More than eight decades after it was installed, a memorial to the three 19th-century sibling novelists in London’s Westminster Abbey was amended Thursday to restore the diaereses – the two dots over the e in their surname.

The dots — which indicate that the name is pronounced “brontay” rather than “bront” — were omitted when the stone tablet commemorating Charlotte, Emily and Anne was erected in the abbey’s Poets’ Corner in October 1939, just after the outbreak of World War II.

They were restored after Brontë historian Sharon Wright, editor of the Brontë Society Gazette, raised the issue with Dean of Westminster David Hoyle. The abbey asked its stonemason to tap in the dots and its conservator to paint them.

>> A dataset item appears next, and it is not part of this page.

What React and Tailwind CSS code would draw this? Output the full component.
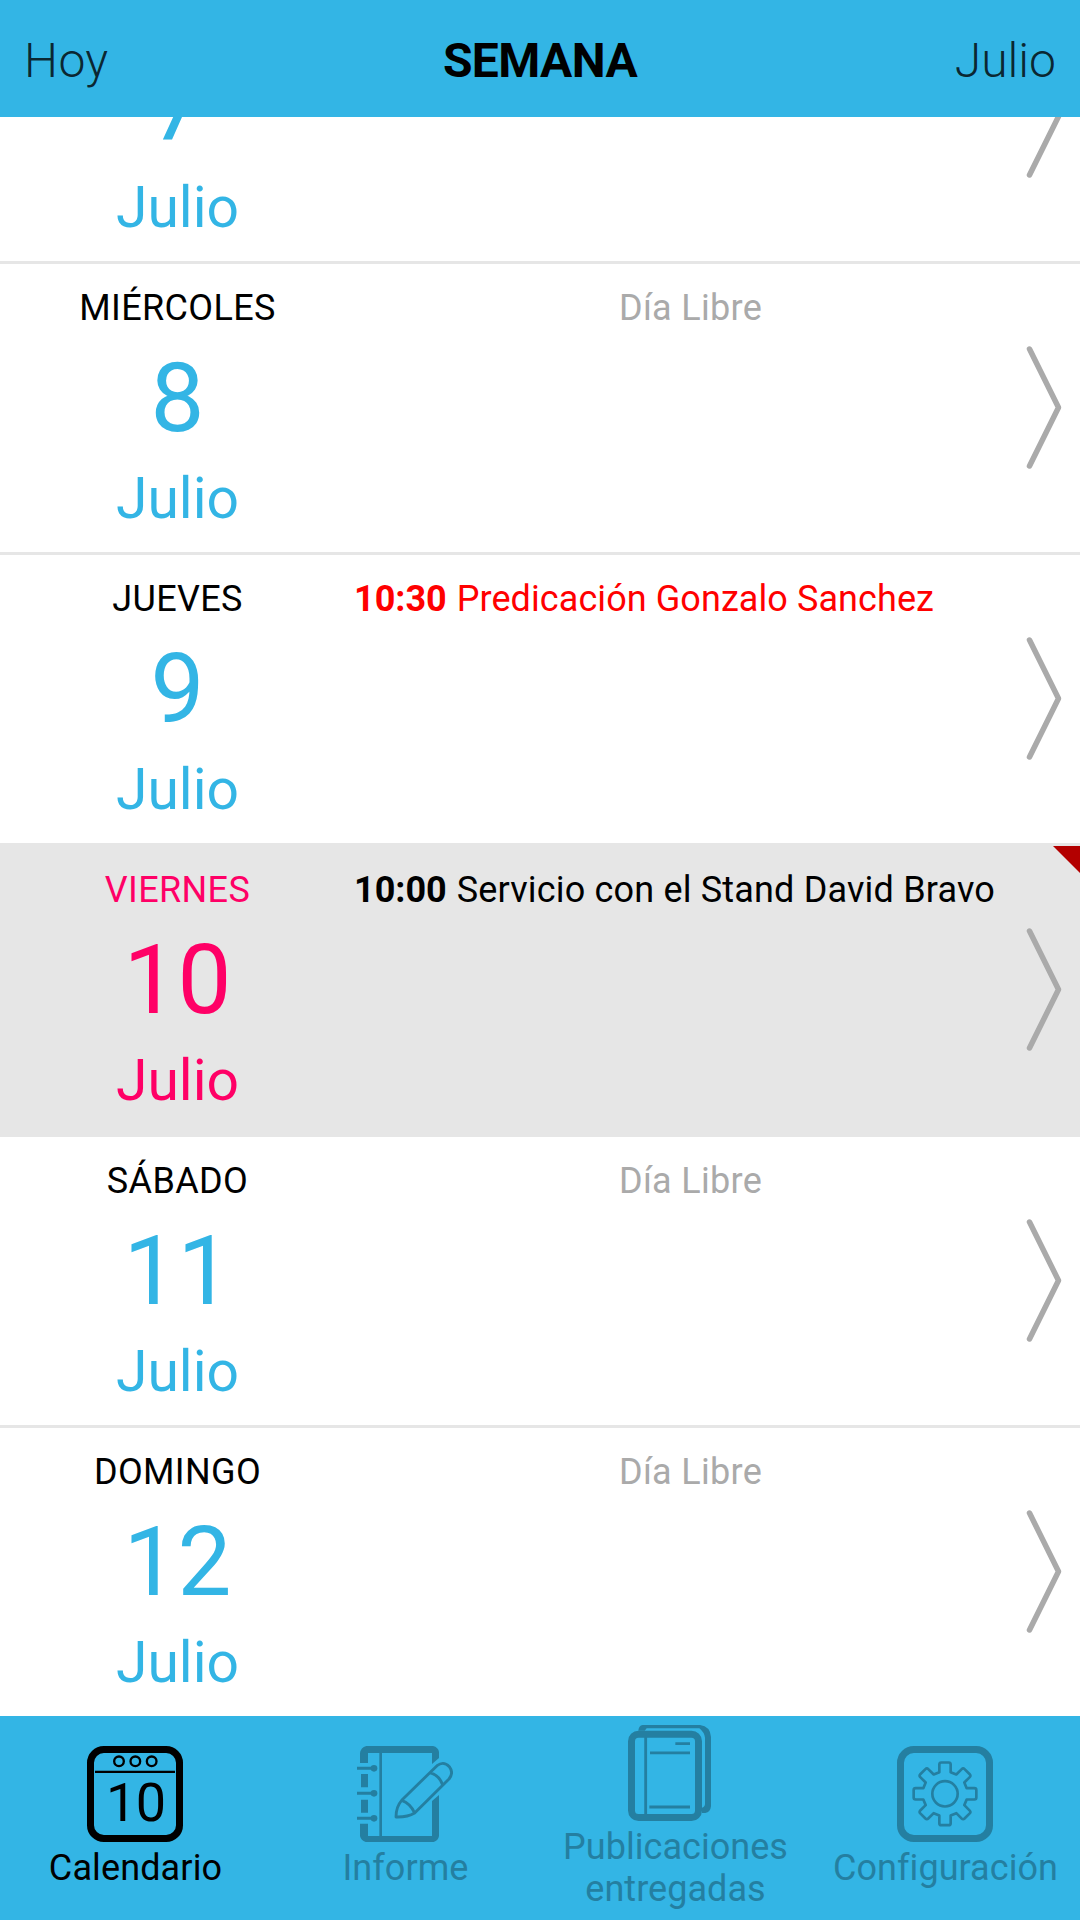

“There’s no paper record for anyone complaining about this or mentioning this, so I just wanted to put it right, really,” Wright said. “These three Yorkshire women deserve their place here, but they also deserve to have their name spelled correctly.”

It’s believed the writers’ Irish father Patrick changed the spelling of his surname from Brunty or Prunty when he went to university in England.

Raised on the wild Yorkshire moors, all three sisters died before they were 40, leaving enduring novels including Charlotte’s “Jane Eyre,” Emily’s “Wuthering Heights” and Anne’s “The Tenant of Wildfell Hall.”

Rebecca Yorke, director of the Brontë Society, welcomed the restoration.

“As the Brontës and their work are loved and respected all over the world, it’s entirely appropriate that their name is spelled correctly on their memorial,” she said.